I've been out since 8ish setting up and observing as twilight bade farewell and the night came. I've been playing with my new 14" observing here and there and generally having a wonderful evening. It was a near perfect night. The sky was beautiful. I live in the centre of a town and am used to light pollution but tonight the zenith appears like a black void. The only taint on the sky tonight was a long thin band of mist or high cloud running through the summer cross along the top of Pegasus and Andromeda and on to Cassiopeia. I was viewing around this area though and it didn't seem to be having any effect at the eyepiece. I kept on viewing around other parts hoping it'd clear but it resolutely stayed in place. In fact the exact same place in relation to the stars even though time had passed...

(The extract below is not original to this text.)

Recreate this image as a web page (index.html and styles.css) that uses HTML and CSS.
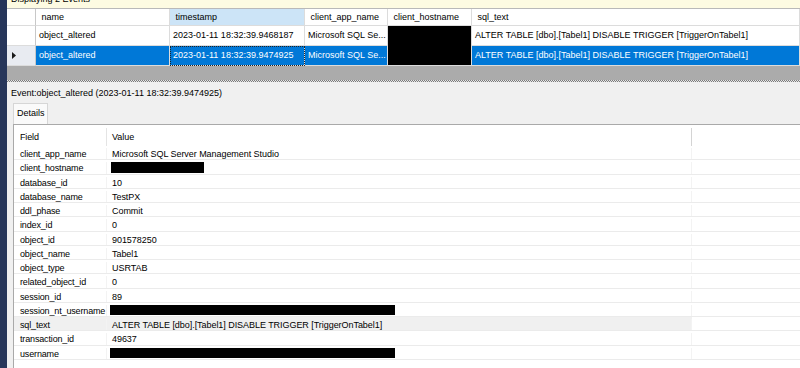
FILE: index.html
```html
<!DOCTYPE html>
<html>
<head>
<meta charset="utf-8">
<link rel="stylesheet" href="styles.css">
</head>
<body>
<div class="app">
  <div class="rail"></div>
  <div class="main">
    <div class="infobar"><span>Displaying 2 Events</span></div>
    <div class="events">
      <div class="ec rh"></div>
      <div class="ec hd">name</div>
      <div class="ec hd sorted">timestamp</div>
      <div class="ec hd">client_app_name</div>
      <div class="ec hd">client_hostname</div>
      <div class="ec hd">sql_text</div>

      <div class="ec rh"></div>
      <div class="ec">object_altered</div>
      <div class="ec">2023-01-11 18:32:39.9468187</div>
      <div class="ec">Microsoft SQL Se...</div>
      <div class="ec redact top"></div>
      <div class="ec">ALTER TABLE [dbo].[Tabel1] DISABLE TRIGGER [TriggerOnTabel1]</div>

      <div class="ec rh cur"><svg class="arrow" width="5" height="7" viewBox="0 0 5 7"><polygon points="0,0 4,3.5 0,7" fill="#1a1a1a"/></svg></div>
      <div class="ec sel">object_altered</div>
      <div class="ec sel focus">2023-01-11 18:32:39.9474925</div>
      <div class="ec sel">Microsoft SQL Se...</div>
      <div class="ec redact"></div>
      <div class="ec sel">ALTER TABLE [dbo].[Tabel1] DISABLE TRIGGER [TriggerOnTabel1]</div>
    </div>
    <div class="workspace"></div>
    <div class="splitter"></div>
    <div class="panel">
      <div class="caption">Event:object_altered (2023-01-11 18:32:39.9474925)</div>
      <div class="tabs"><div class="tab">Details</div></div>
      <div class="tabpage">
        <div class="details">
          <div class="drow dhead"><div class="f">Field</div><div class="v">Value</div><div class="x"></div></div>
          <div class="drow"><div class="f">client_app_name</div><div class="v">Microsoft SQL Server Management Studio</div><div class="x"></div></div>
          <div class="drow"><div class="f">client_hostname</div><div class="v"><span class="bar short"></span></div><div class="x"></div></div>
          <div class="drow"><div class="f">database_id</div><div class="v">10</div><div class="x"></div></div>
          <div class="drow"><div class="f">database_name</div><div class="v">TestPX</div><div class="x"></div></div>
          <div class="drow"><div class="f">ddl_phase</div><div class="v">Commit</div><div class="x"></div></div>
          <div class="drow"><div class="f">index_id</div><div class="v">0</div><div class="x"></div></div>
          <div class="drow"><div class="f">object_id</div><div class="v">901578250</div><div class="x"></div></div>
          <div class="drow"><div class="f">object_name</div><div class="v">Tabel1</div><div class="x"></div></div>
          <div class="drow"><div class="f">object_type</div><div class="v">USRTAB</div><div class="x"></div></div>
          <div class="drow"><div class="f">related_object_id</div><div class="v">0</div><div class="x"></div></div>
          <div class="drow"><div class="f">session_id</div><div class="v">89</div><div class="x"></div></div>
          <div class="drow"><div class="f">session_nt_username</div><div class="v"><span class="bar long"></span></div><div class="x"></div></div>
          <div class="drow picked"><div class="f">sql_text</div><div class="v">ALTER TABLE [dbo].[Tabel1] DISABLE TRIGGER [TriggerOnTabel1]</div><div class="x"></div></div>
          <div class="drow"><div class="f">transaction_id</div><div class="v">49637</div><div class="x"></div></div>
          <div class="drow"><div class="f">username</div><div class="v"><span class="bar long"></span></div><div class="x"></div></div>
        </div>
      </div>
    </div>
  </div>
</div>
</body>
</html>
```

FILE: styles.css
```css
* { box-sizing: border-box; margin: 0; padding: 0; }
html, body { width: 800px; height: 368px; overflow: hidden; }
body {
  font-family: "Liberation Sans", Arial, sans-serif;
  font-size: 9px;
  color: #000;
  background: #f0f0f0;
}
.app { display: flex; height: 368px; }
.rail { width: 7px; flex: none; background: #27365a; }
.main { flex: 1; display: flex; flex-direction: column; min-width: 0; }

.infobar {
  height: 9px;
  flex: none;
  background: #fdfbe2;
  border-bottom: 1px solid #b9b9b9;
  overflow: hidden;
  padding-left: 4px;
}
.infobar span { display: block; line-height: 12px; margin-top: -7px; }

.events {
  display: grid;
  grid-template-columns: 29px 134px 135px 83px 84px 1fr;
  grid-template-rows: 17px 20px 20px;
  background: #fff;
  flex: none;
}
.ec {
  border-right: 1px solid #dcdcdc;
  border-bottom: 1px solid #dcdcdc;
  white-space: nowrap;
  overflow: hidden;
  padding-left: 3px;
  line-height: 19px;
}
.ec.hd { padding-left: 5.5px; line-height: 16px; }
.ec.sorted { background: #cce4f7; }
.ec.rh { border-right-color: #c8c8c8; }
.ec.cur { background: #e8ebf1; display: flex; align-items: center; padding-left: 5px; }
.ec.sel { background: #0078d7; color: #fff; }
.ec.focus { outline: 1px dotted #222; outline-offset: -1px; }
.ec.redact { background: #000; }
.ec.redact.top { border-bottom: none; }

.workspace { height: 14px; flex: none; background: #ababab; }
.splitter {
  height: 2px;
  flex: none;
  background: conic-gradient(#7c7c7c 25%, #e4e4e4 0 50%, #7c7c7c 0 75%, #e4e4e4 0) 0 0 / 2px 2px;
}

.panel { flex: 1; display: flex; flex-direction: column; min-height: 0; background: #f0f0f0; }
.caption { height: 21px; line-height: 20px; padding: 1px 0 0 4px; flex: none; }
.tabs { height: 21px; flex: none; display: flex; padding-left: 6px; }
.tab {
  width: 35px;
  height: 21px;
  background: #fafafa;
  border: 1px solid #d6d6d6;
  border-bottom: none;
  line-height: 18px;
  padding-left: 3px;
  margin-bottom: -1px;
  position: relative;
  z-index: 1;
}
.tabpage {
  flex: 1;
  margin-left: 6px;
  border-top: 1px solid #a9a9a9;
  border-left: 1px solid #a9a9a9;
  background: #fff;
  min-height: 0;
  overflow: hidden;
}
.details { display: flex; flex-direction: column; }
.drow {
  display: grid;
  grid-template-columns: 93px 585px 1fr;
  height: 14.25px;
  line-height: 13px;
  padding-top: 2px;
  border-bottom: 1px solid #ebebeb;
  white-space: nowrap;
}
.drow.dhead { height: 21px; line-height: 18px; padding-top: 3px; border-bottom: none; }
.drow .f { padding-left: 6px; border-right: 1px solid #f3f3f3; overflow: hidden; letter-spacing: -0.15px; }
.drow .v { padding-left: 5px; border-right: 1px solid #f3f3f3; overflow: hidden; letter-spacing: -0.05px; }
.drow.dhead .f { border-right-color: #e4e4e4; }
.drow.dhead .v { border-right-color: #d4d4d4; }
.drow.picked { background: linear-gradient(#f0f0f0, #f0f0f0) 0 0 / 678px 100% no-repeat; }
.bar { display: block; height: 11px; background: #000; }
.bar.short { width: 93px; margin: -0.5px 0 0 -1px; }
.bar.long { width: 285px; margin: -1px 0 0 -2px; }
```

Then the penny dropped. It's only the milky way I'm looking at! The realisation that I was actually seeing this from my back garden blew me away. I never thought I'd ever see this from here! I immediately packed everything away and go a deck chair out and laid down on it and spent the next hour staring up with nothing but naked eyes. Its been the most fun I've had for a long time. I made out a lot of detail using averted vision. Real shape, dust lanes perhaps. I was amazed in truth. I wonder how many times its been staring me in the face and I dismissed it as high cloud. Never again. Truly awe inspiring. I also spotted around 8 shooting stars as a bonus for observing in this way. I'd recommend it to anyone as a break from the norm. Just sot back with nothing but your eyes. Laying down. And drink it all in.amazing.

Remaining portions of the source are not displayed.